The Boy Scouts of America is committed to fulfilling our social and moral responsibility to equitably compensate victims who suffered abuse during their time in Scouting, while also ensuring that we carry out our mission to serve youth, families and local communities through our programs. Nothing is more important than the safety and protection of children in our Scouting programs – it is our top priority.
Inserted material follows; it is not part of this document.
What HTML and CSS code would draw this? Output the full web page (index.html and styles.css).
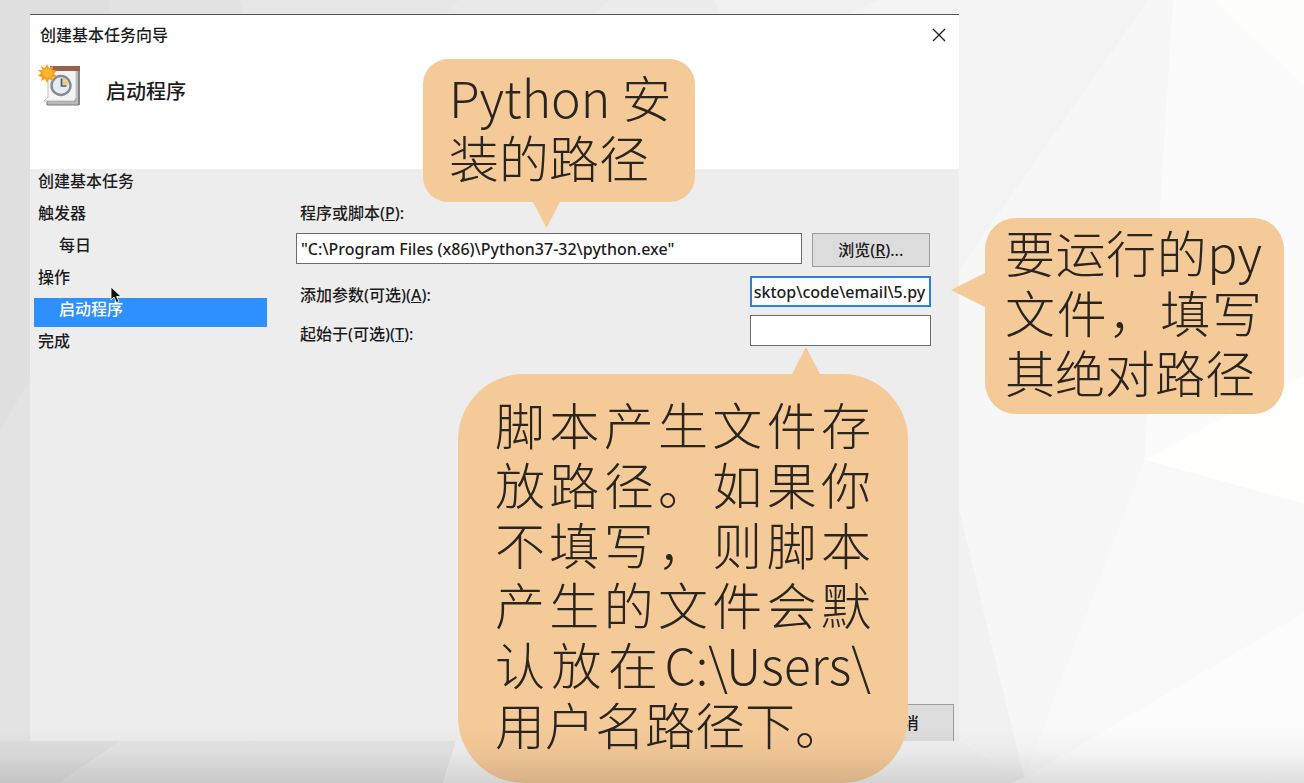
FILE: index.html
```html
<!DOCTYPE html>
<html lang="zh-CN">
<head>
<meta charset="utf-8">
<title>创建基本任务向导</title>
<link rel="stylesheet" href="styles.css">
</head>
<body>
<main class="stage">
  <svg class="backdrop" viewBox="0 0 1304 783" preserveAspectRatio="none" aria-hidden="true">
    <rect width="1304" height="783" fill="#f3f3f3"/>
    <path d="M0 0H250L300 400L120 741L60 783H0Z" fill="#dfdfdf"/>
    <path d="M0 430L30 380V741H0Z" fill="#e3e3e3"/>
    <path d="M108 0H245V20H112Z" fill="#e2e2e2"/>
    <path d="M240 0H460L440 20H245Z" fill="#e6e6e6"/>
    <path d="M460 0H610L590 20H440Z" fill="#e9e9e9"/>
    <path d="M610 0H715L722 20H590Z" fill="#ececec"/>
    <path d="M715 0H880L830 20H722Z" fill="#f0f0f0"/>
    <path d="M120 741H456L443 783H60Z" fill="#e5e5e5"/>
    <path d="M456 741H959L1024 778L1010 783H443Z" fill="#f0f0f0"/>
    <path d="M1148 0L959 270V510L1024 778L1144 460L1173 0Z" fill="#f7f7f7"/>
    <path d="M959 510L1024 778L959 738Z" fill="#f1f1f1"/>
    <path d="M1173 0H1304V420L1144 460Z" fill="#fbfbfb"/>
    <path d="M1215 0H1304V85Z" fill="#fdfdfc"/>
    <path d="M1144 460L1304 375V504Z" fill="#fefefd"/>
    <path d="M1144 460L1304 504V612L1024 778Z" fill="#f9f9f9"/>
    <path d="M1304 612V783H1010L1024 778Z" fill="#fcfcfc"/>
  </svg>

  <section class="dialog" aria-label="创建基本任务向导">
    <header class="dialog-head">
      <div class="titlebar">
        <span>创建基本任务向导</span>
        <button class="close" type="button" aria-label="关闭">
          <svg viewBox="0 0 14 14" width="14" height="14"><path d="M1 1L13 13M13 1L1 13" stroke="#222" stroke-width="1.4" fill="none"/></svg>
        </button>
      </div>
      <div class="heading">
        <svg class="task-icon" viewBox="0 0 44 44" width="44" height="44" aria-hidden="true">
          <path d="M9 37H37V6H41V41H9Z" fill="#b9b9b9" stroke="#7d7d7d"/>
          <path d="M10 5H38V34L36 37H6L10 33Z" fill="#f4f4f4" stroke="#c4c4c4"/>
          <path d="M12 2H42V7H12Z" fill="#9a604d"/>
          <path d="M41 7V41" stroke="#777" stroke-width="1.500"/>
          <circle cx="23" cy="21.500" r="9.500" fill="#e3ebf3" stroke="#858b92" stroke-width="2.4"/>
          <path d="M24 21V13.500A8 8 0 0 1 30.500 21Z" fill="#f2ce80"/>
          <path d="M23.500 14.500V22H28.500" fill="none" stroke="#3f5f84" stroke-width="1.700"/>
          <path d="M9 0L11 4L15 1.500L14.500 6L19 6.500L16 9.500L19 13L14.500 13L15 17.500L11 15L9 19L7 15L3 17L4 13L0 12L3 9L0 6L4.500 6L3 2L7 4Z" fill="#f5a21b"/>
          <circle cx="9.500" cy="9" r="4.500" fill="#ffb735"/>
        </svg>
        <h1>启动程序</h1>
      </div>
    </header>

    <div class="dialog-body">
      <nav class="steps" aria-label="步骤">
        <a href="#">创建基本任务</a>
        <a href="#">触发器</a>
        <a class="sub" href="#">每日</a>
        <a href="#">操作</a>
        <a class="sub current" href="#" aria-current="step">启动程序</a>
        <a href="#">完成</a>
      </nav>
      <form class="fields">
        <label for="program">程序或脚本(<u>P</u>):</label>
        <div class="row program-row">
          <input id="program" type="text" value="&quot;C:\Program Files (x86)\Python37-32\python.exe&quot;">
          <button class="btn browse" type="button">浏览(<u>R</u>)...</button>
        </div>
        <div class="row">
          <label for="args">添加参数(可选)(<u>A</u>):</label>
          <input id="args" class="short active" type="text" value="sktop\code\email\5.py">
        </div>
        <div class="row">
          <label for="startin">起始于(可选)(<u>T</u>):</label>
          <input id="startin" class="short" type="text">
        </div>
      </form>
    </div>
    <footer class="dialog-foot"><button class="btn cancel" type="button">取消</button></footer>
    <svg class="cursor" viewBox="0 0 12 18" width="12" height="18" aria-hidden="true"><path d="M1 1V14L4 11L6.500 16.500L9 15.500L6.500 10.500H11Z" fill="#111" stroke="#fff" stroke-width=".8"/></svg>
  </section>

  <p class="callout callout-program">Python 安装的路径</p>
  <p class="callout callout-args">要运行的py文件，填写其绝对路径</p>
  <p class="callout callout-start">脚本产生文件存放路径。如果你不填写，则脚本产生的文件会默认放在C:\Users\<wbr>用户名路径下。</p>
</main>
<script src="script.js"></script>
</body>
</html>
```
FILE: styles.css
```css
* { box-sizing: border-box; }

body {
  margin: 0;
  color: #1c1c1c;
  font: 500 16px/24px "Noto Sans", "Noto Sans CJK SC", sans-serif;
}

.stage {
  position: relative;
  display: flex;
  min-height: 100vh;
  padding: 14px 0 42px 30px;
  overflow: hidden;
}

.stage::after {
  content: "";
  position: absolute;
  inset: auto 0 0;
  height: 56px;
  background: linear-gradient(rgba(0, 0, 0, 0), rgba(0, 0, 0, .03) 45%, rgba(0, 0, 0, .12));
  pointer-events: none;
}

.backdrop {
  position: absolute;
  inset: 0;
  width: 100%;
  height: 100%;
}

.dialog {
  position: relative;
  display: flex;
  flex-direction: column;
  width: 72.9%;
  border-top: 1px solid #555;
  background: #ededed;
}

.dialog-head {
  min-height: 154px;
  background: #fff;
}

.titlebar {
  display: flex;
  justify-content: space-between;
  align-items: center;
  padding: 8px 13px 0 10px;
}

.close {
  display: flex;
  padding: 0;
  border: 0;
  background: none;
}

.heading {
  display: flex;
  align-items: center;
  gap: 24px;
  padding: 17px 8px 0;
}

h1 {
  margin: 12px 0 0;
  font-size: 20px;
  font-weight: 500;
  line-height: 28px;
}

.dialog-body {
  display: flex;
  flex: 1;
  gap: 29px;
  padding: 0 28px 0 4px;
}

.steps {
  display: flex;
  flex-direction: column;
  flex: 0 0 233px;
  gap: 3px;
  padding-top: 1px;
}

.steps a {
  padding: 0 4px 6px;
  color: inherit;
  line-height: 23px;
  text-decoration: none;
}

.steps .sub { padding-left: 25px; }

.steps .current {
  background: #2e8fff;
  color: #fff;
}

.fields {
  display: flex;
  flex: 1;
  flex-direction: column;
  gap: 8px;
  padding-top: 32px;
}

label { padding-left: 4px; }

.row {
  display: flex;
  justify-content: space-between;
  align-items: center;
}

.row label { padding-top: 6px; }

.program-row {
  align-items: flex-start;
  gap: 10px;
  margin-bottom: 1px;
  padding-right: 1px;
}

input {
  flex: 1;
  min-width: 0;
  height: 31px;
  padding: 0 4px;
  border: 1px solid #6c6c6c;
  background: #fff;
  color: inherit;
  font: inherit;
}

.short {
  flex: 0 0 181px;
  padding: 0 2px;
}

.active {
  border: 2px solid #2f7fd6;
  outline: 0;
}

.btn {
  height: 34px;
  border: 1px solid #9c9c9c;
  background: #dcdcdc;
  color: inherit;
  font: inherit;
}

.browse { width: 118px; }

.dialog-foot {
  display: flex;
  justify-content: flex-end;
  padding-right: 5px;
}

.cancel {
  width: 102px;
  height: 37px;
  border-bottom: 0;
}

.cursor {
  position: absolute;
  left: 80px;
  top: 271px;
}

.callout {
  position: absolute;
  margin: 0;
  background: #f5ca99;
  color: #2b251f;
  font: 300 50px/60px "Noto Sans CJK SC", sans-serif;
  text-align: justify;
}

.callout::before {
  content: "";
  position: absolute;
  background: inherit;
}

.callout-program {
  left: 423px;
  top: 59px;
  width: 272px;
  padding: 7px 20px 16px 26px;
  border-radius: 25px;
  text-align: left;
}

.callout-program::before {
  left: 110px;
  top: 100%;
  width: 27px;
  height: 26px;
  clip-path: polygon(0 0, 100% 0, 50% 100%);
}

.callout-args {
  left: 985px;
  top: 218px;
  width: 299px;
  padding: 3px 22px 13px 20px;
  border-radius: 31px;
}

.callout-args::before {
  right: 100%;
  top: 55px;
  width: 34px;
  height: 34px;
  clip-path: polygon(100% 0, 100% 100%, 0 50%);
}

.callout-start {
  left: 458px;
  top: 374px;
  width: 450px;
  padding: 19px 37px 30px;
  border-radius: 66px;
}

.callout-start::before {
  left: 334px;
  bottom: 100%;
  width: 28px;
  height: 27px;
  clip-path: polygon(0 100%, 100% 100%, 50% 0);
}
```
FILE: script.js
```js
const args = document.getElementById("args");
args.scrollLeft = args.scrollWidth;
```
The BSA has a multi-layered process of safeguards informed by experts, including the following, all of which act as barriers to abuse: a leadership policy that requires at least two youth-protection trained adults be present with youth at all times and bans one-on-one situations where adults would have any interactions alone with children – either in person, online, or via text; a thorough screening process for adult leaders and staff including criminal background checks, and the prompt mandatory reporting of any allegation or suspicion of abuse.
The BSA also offers a 24/7 Scouts First Helpline (1-844-SCOUTS1) and email contact address (firstname.lastname@example.org) to access counseling and help needed to report any suspected abuse or inappropriate behavior.
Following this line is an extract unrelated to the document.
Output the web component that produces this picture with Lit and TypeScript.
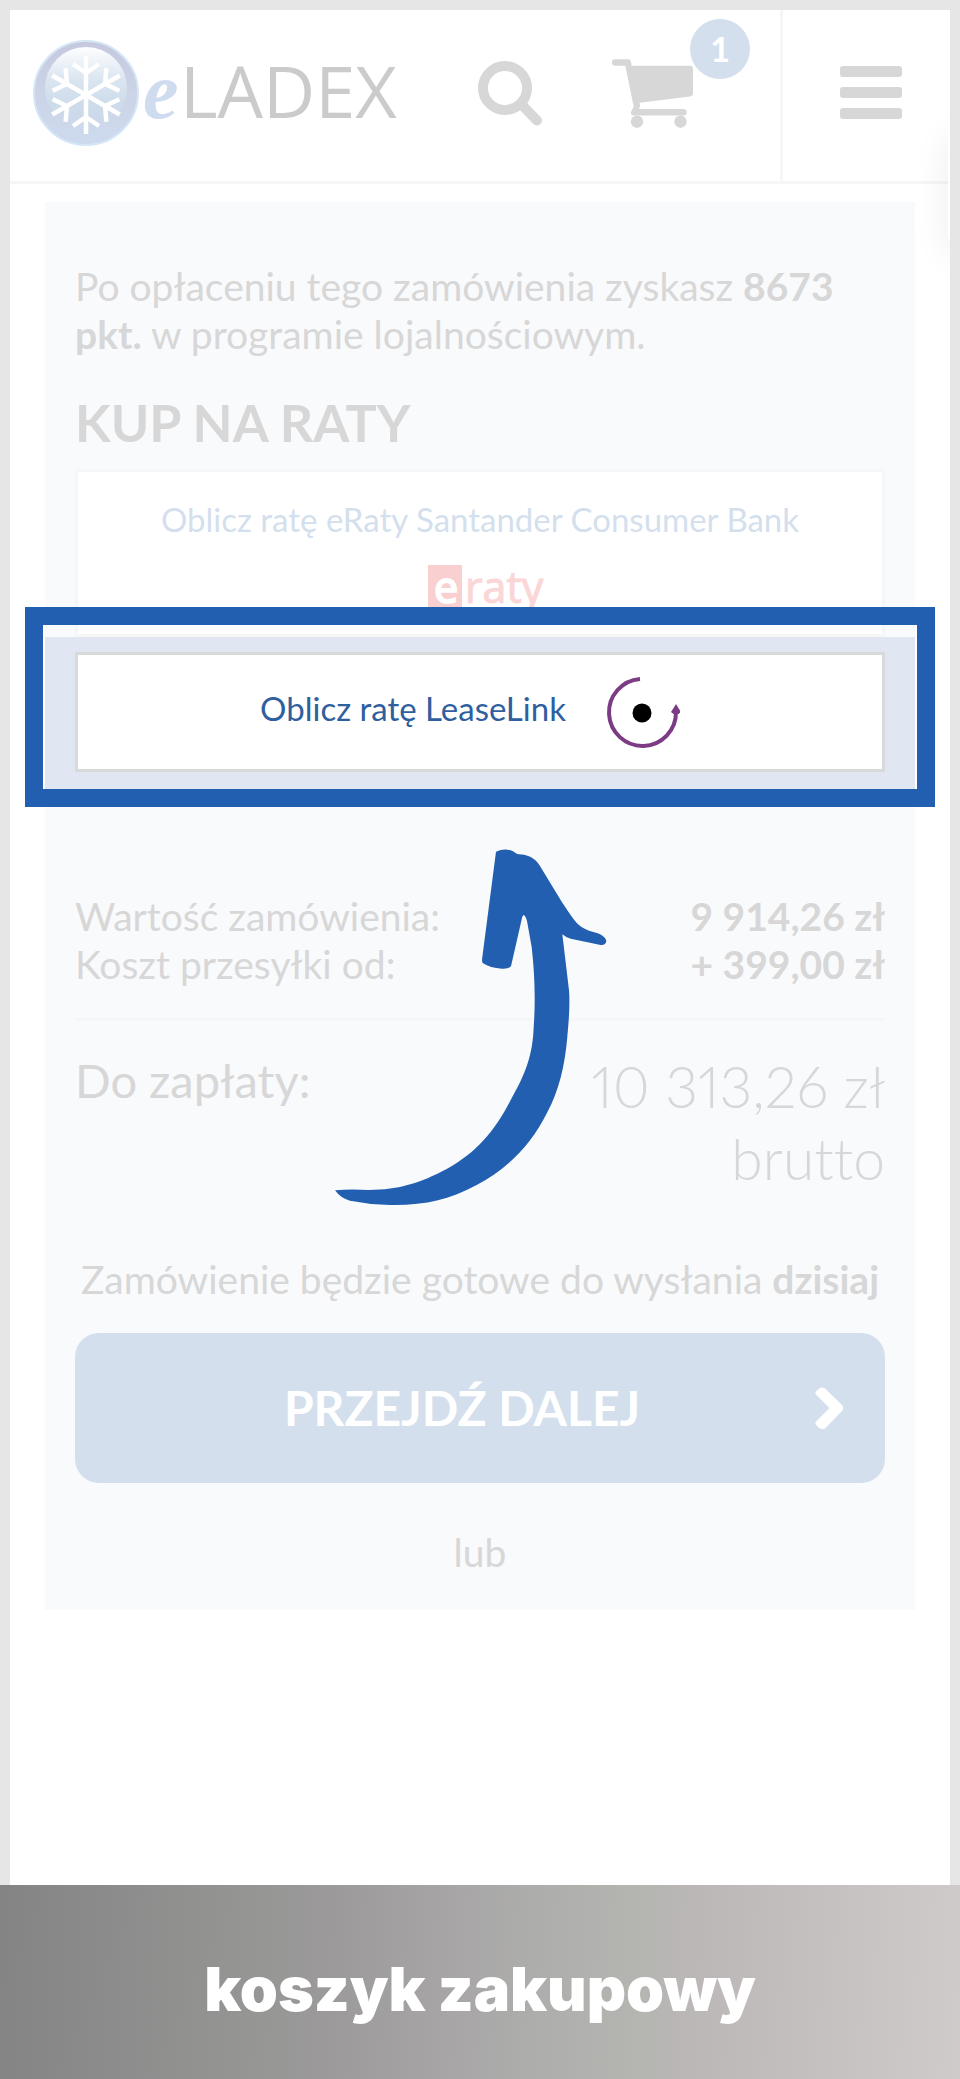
import { LitElement, html, css, svg } from "lit";
import { customElement } from "lit/decorators.js";

const flakeArms = [0, 60, 120, 180, 240, 300];

@customElement("shop-header")
class ShopHeader extends LitElement {
  static styles = css`
    :host { display: block; }
    .bar {
      display: flex;
      align-items: stretch;
      height: 171px;
      border-bottom: 3px solid #f6f6f6;
    }
    .logo { display: block; margin: 20px auto 0 14px; }
    .logo svg, .icon svg { display: block; }
    .word { font-family: "Open Sans", "Noto Sans", sans-serif; font-size: 72px; font-weight: 500; }
    .script { font-family: "Liberation Serif", serif; font-size: 80px; font-style: italic; font-weight: 700; }
    .icons { display: flex; align-items: flex-start; gap: 69px; padding: 48px 86px 0 0; }
    .icon {
      display: block;
      position: relative;
      padding: 0;
      border: 0;
      background: none;
      color: #d7d7d7;
      cursor: pointer;
    }
    .badge {
      position: absolute;
      left: 78px;
      top: -39px;
      width: 60px;
      height: 60px;
      border-radius: 50%;
      background: #d4dfee;
      color: #fff;
      font: 700 34px/60px Lato, sans-serif;
      text-align: center;
    }
    .menu {
      display: flex;
      align-items: center;
      box-sizing: border-box;
      width: 170px;
      padding: 0 0 6px 57px;
      border-left: 3px solid #f6f6f6;
    }
  `;

  render() {
    return html`
      <header class="bar">
        <a class="logo" href="#" aria-label="eLADEX">
          <svg width="380" height="140" viewBox="24 30 380 140">
            <defs>
              <linearGradient id="ball" x1="0" y1="0" x2="0" y2="1">
                <stop offset="0" stop-color="#c5c8df" />
                <stop offset="0.5" stop-color="#ccd4e7" />
                <stop offset="1" stop-color="#cddaee" />
              </linearGradient>
              <linearGradient id="gloss" x1="0" y1="0" x2="0" y2="1">
                <stop offset="0" stop-color="#fdfeff" />
                <stop offset="0.4" stop-color="#dae5f0" />
                <stop offset="0.7" stop-color="#cddcea" />
                <stop offset="1" stop-color="#cddaec" stop-opacity="0" />
              </linearGradient>
            </defs>
            <circle cx="86" cy="93" r="52" fill="url(#ball)" stroke="#d5e6f6" stroke-width="2" />
            <circle cx="86" cy="88" r="41" fill="url(#gloss)" />
            <g fill="none" stroke="#fff" stroke-width="4.500">
              ${flakeArms.map((a) => svg`<path transform="rotate(${a} 86 95)" d="M86 95V56M73 64l13 9 13-9" />`)}
            </g>
            <text class="script" x="143" y="118" fill="#cfdcf0">e</text>
            <text class="word" x="180" y="118" fill="#cbcbcb">LADEX</text>
          </svg>
        </a>
        <nav class="icons">
          <button class="icon" aria-label="Szukaj">
            <svg width="65" height="70" viewBox="478 58 65 70" fill="none" stroke="currentColor">
              <circle cx="505" cy="88" r="22" stroke-width="10" />
              <path d="M522 105l15 15.500" stroke-width="10" stroke-linecap="round" />
            </svg>
          </button>
          <button class="icon" aria-label="Koszyk, 1 produkt">
            <svg width="82" height="70" viewBox="612 58 82 70" fill="currentColor">
              <path d="M615 59.300h13c2.500 0 3.200 2 3.500 6.500H690c2 0 3 1.200 3 3V93c0 2-1 3.200-3 3.500l-50.500 6.200c1 3 .6 4-.5 6.300h44.500a3.200 3.200 0 0 1 0 6.600H634c-3 0-3.600-2.300-2.600-4.600l2.300-4.500L625.300 65.800H615a3.200 3.200 0 0 1 0-6.500z" />
              <circle cx="637" cy="121.700" r="6.200" />
              <circle cx="680.500" cy="121.700" r="6.200" />
            </svg>
            <span class="badge">1</span>
          </button>
        </nav>
        <button class="icon menu" aria-label="Menu">
          <svg width="62" height="53" viewBox="0 0 62 53" fill="currentColor">
            <rect width="62" height="11" rx="3" />
            <rect y="21" width="62" height="11" rx="3" />
            <rect y="42" width="62" height="11" rx="3" />
          </svg>
        </button>
      </header>
    `;
  }
}

@customElement("order-summary")
class OrderSummary extends LitElement {
  static styles = css`
    :host {
      display: block;
      margin: 18px 35px 0;
      padding: 60px 0 34px;
      background: #f9fafc;
      color: #d7d7d7;
      font: 39px/48px Lato, sans-serif;
      font-variant-ligatures: none;
    }
    p, h2, dl, dd { margin: 0; }
    .block { margin-left: 30px; margin-right: 30px; }
    .heading { margin-top: 32px; font-size: 52px; line-height: 64px; font-weight: 700; }
    .offer {
      display: flex;
      border: 3px solid #f6f6f6;
      background: #fff;
      color: #d4dfee;
      font-size: 33px;
      line-height: 40px;
      text-decoration: none;
    }
    .santander { flex-direction: column; align-items: center; gap: 26px; margin-top: 15px; padding: 27px 0 15px; }
    .santander svg { display: block; }
    .eraty { font: 400 43px/44px "Open Sans", sans-serif; }
    .spotlight {
      position: relative;
      padding: 15px 30px 26px;
      background: #e0e7f2;
    }
    .lease {
      align-items: center;
      justify-content: center;
      gap: 38px;
      height: 114px;
      padding-right: 20px;
      border-color: #d7d9da;
      color: #2f5f9f;
    }
    .lease-name { padding-bottom: 8px; }
    .frame {
      position: absolute;
      inset: -30px -20px -9px;
      border: 18px solid #235fb0;
      pointer-events: none;
    }
    .arrow { position: absolute; left: calc(50% - 145px); top: 212px; pointer-events: none; }
    .row { display: flex; justify-content: space-between; }
    .row dd { text-align: right; font-weight: 700; }
    .costs { margin-top: 94px; padding-bottom: 30px; border-bottom: 3px solid #f6f6f6; }
    .total { margin-top: 29px; }
    .total dt { font-size: 47px; line-height: 60px; }
    .total dd { width: 40%; font-size: 57px; line-height: 72px; font-weight: 300; font-variant-numeric: proportional-nums; }
    .ready { margin-top: 61px; text-align: center; }
    .next {
      display: grid;
      grid-template-columns: 1fr 32px;
      align-items: center;
      width: calc(100% - 60px);
      height: 150px;
      margin-top: 30px;
      padding: 0 40px 0 0;
      border: 0;
      border-radius: 24px;
      background: #d4dfee;
      color: #fff;
      font: 700 48px/58px Lato, sans-serif;
      cursor: pointer;
    }
    .next-label { padding-left: 36px; }
    .or { margin-top: 45px; text-align: center; }
  `;

  render() {
    return html`
      <p class="block">Po opłaceniu tego zamówienia zyskasz <b>8673 pkt.</b> w programie lojalnościowym.</p>
      <h2 class="block heading">KUP NA RATY</h2>
      <a class="block offer santander" href="#">
        <span>Oblicz ratę eRaty Santander Consumer Bank</span>
        <svg width="144" height="54" viewBox="-20 0 144 54" role="img" aria-label="eraty">
          <rect width="34" height="44" fill="#f9cfcf" />
          <text class="eraty" x="6" y="38" fill="#fff" stroke="#fff" stroke-width="2">e</text>
          <text class="eraty" x="37" y="38" fill="#fad6d6" stroke="#fad6d6">raty</text>
        </svg>
      </a>
      <section class="spotlight">
        <a class="offer lease" href="#">
          <span class="lease-name">Oblicz ratę LeaseLink</span>
          <svg width="76" height="76" viewBox="604 674 76 76" aria-hidden="true">
            <path d="M640 679a33.500 33.500 0 1 0 36 33" fill="none" stroke="#7c3c83" stroke-width="4" />
            <path d="M671 712l5-8 5 8-2.500 2h-5z" fill="#7c3c83" />
            <circle cx="642" cy="713" r="9.500" fill="#000" />
          </svg>
        </a>
        <div class="frame"></div>
        <svg class="arrow" width="272" height="357" viewBox="105 86 816 1071" aria-hidden="true">
          <path fill="#235fb0" d="M588 94Q610 84 632 90C642 93 648 101 656 102C684 103 704 112 720 137L786 246C802 270 822 300 834 312C848 324 862 331 880 335C902 340 918 350 919 363Q916 376 902 374L812 355Q798 352 787 342L807 510C811 560 804 624 802 650C794 740 776 812 742 876C690 980 620 1045 530 1094C450 1138 370 1156 270 1154Q210 1153 150 1141Q122 1134 105 1110Q150 1106 205 1109C300 1108 360 1088 440 1046C530 998 590 925 634 835C680 755 698 700 701 620C707 540 704 460 695 380L681 302Q676 284 670 284Q666 288 664 302L633 438Q626 446 606 445Q570 443 548 428Q545 422 547 410Z" />
        </svg>
      </section>
      <dl class="block costs">
        <div class="row"><dt>Wartość zamówienia:</dt><dd>9 914,26 zł</dd></div>
        <div class="row"><dt>Koszt przesyłki od:</dt><dd>+ 399,00 zł</dd></div>
      </dl>
      <dl class="block row total"><dt>Do zapłaty:</dt><dd>10&nbsp;313,26&nbsp;zł brutto</dd></dl>
      <p class="ready">Zamówienie będzie gotowe do wysłania <b>dzisiaj</b></p>
      <button class="block next">
        <span class="next-label">PRZEJDŹ DALEJ</span>
        <svg width="32" height="46" viewBox="0 0 32 46" aria-hidden="true">
          <path d="M4 5.500Q8 .5 12 3.500L29 20Q31.500 23 29 26L12 43.500Q8 46 4 41Q1 38 3.500 36L16.500 23L3.500 10Q1 8 4 5.500Z" fill="#fff" />
        </svg>
      </button>
      <p class="or">lub</p>
    `;
  }
}

@customElement("app-root")
class AppRoot extends LitElement {
  static styles = css`
    :host { display: block; background: #e6e6e6; }
    .page { display: flex; flex-direction: column; min-height: 100vh; }
    .screen {
      position: relative;
      flex: 1;
      margin: 10px 10px 0;
      overflow: hidden;
      background: #fff;
    }
    .side-tab {
      position: absolute;
      right: -28px;
      top: 116px;
      width: 30px;
      height: 116px;
      border-radius: 6px;
      background: #fff;
      box-shadow: 0 12px 36px rgba(0, 0, 0, 0.08);
    }
    .caption {
      padding: 69px 20px 55px;
      background: linear-gradient(92deg, #848484, #979796 29%, #9c999a 34%, #a9a7a8 49%, #acacaa 54%, #b5b5b2 67%, #bbb7b6 72%, #cfcbca);
      color: #fff;
      font: 900 61px/70px Inter, sans-serif;
      text-align: center;
    }
  `;

  render() {
    return html`
      <div class="page">
        <main class="screen">
          <shop-header></shop-header>
          <order-summary></order-summary>
          <div class="side-tab"></div>
        </main>
        <footer class="caption">koszyk zakupowy</footer>
      </div>
    `;
  }
}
For more information about the BSA’s youth protection policies, please visit: www.scouting.org/youth-safety.
We steadfastly believe that one incident of abuse is one too many, which is precisely why we continually improve all of our policies. In addition, we fully support and advocate for universal measures that would help keep kids safe in all organizations. We strongly support the development and utilization of a national database that all youth-serving organizations – including schools, athletic clubs, faith-based youth groups, and Scouting – could contribute to and use to screen volunteers so that individuals removed from any one institution could not join another down the street, in a different state, or across the country. We call upon Congress and other youth-serving organizations to support this initiative.